Brazil
Brazil celebrate beating Chile after a penalty shootout. Reuters

Colombia is about to play the biggest match in the team's World Cup history. Brazil is the favorite, but pressure is high on the team to roll on to the quarterfinals at home.

Their showdown Friday may be the most anticipated contest yet of the 2014 World Cup, and all manner of predictions, expectations and rumors are flying. The match seems to be up in the air, as Colombia continues to impress and Brazil's emotional state looks a bit shaky.

But the truth is that these two nations have long histories, and there is much information that can be gleaned from their pasts, both recent and long-forgotten.

First off, Brazil has long had the upper hand over Colombia in international soccer. Friday's is the first group of eight match Colombia has ever reached, and the team hasn't even qualified for the World Cup since 1998. The Colombians have never done better than the round of 16, which they reached in 1990. The match against Brazil is by far the most important in the team's history.

Brazil, on the other hand, is a soccer powerhouse, as is fitting for a country that treats soccer as a religion. Of the 19 past World Cups, Brazil has won five, and is the world's lone team to qualify for every single tournament. The big number for Brazil is 25. The team has only been beaten once in the last 25 matches, versus Switzerland last summer. And the team has only lost to Colombia twice in their 25 contests, in a 1985 friendly and the 1991 Copa America.

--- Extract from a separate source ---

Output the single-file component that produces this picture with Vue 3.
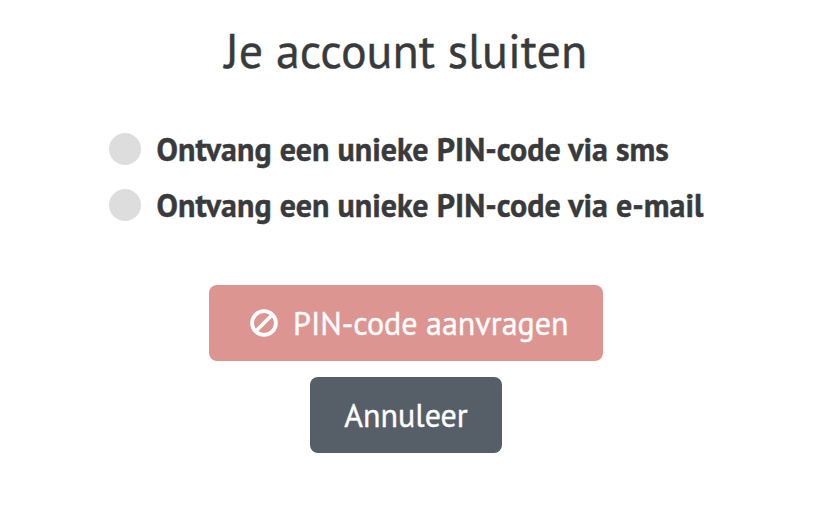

Still, the two teams have drawn in their past four games, and the Colombians look impressive headed into Friday's match, riding James Rodriguez's prodigious five goals and two assists so far this Cup to the group of eight. And the Brazilians are under tremendous pressure that some observers say has gone to their heads and could overwhelm them as they try to capture a championship at home, where they haven't been defeated since a 3-1 loss to Peru in the 1975 Copa America.

Though there are many lessons history can teach us, we will have to wait until history is made yet again on Friday to find out who reigns supreme in South America.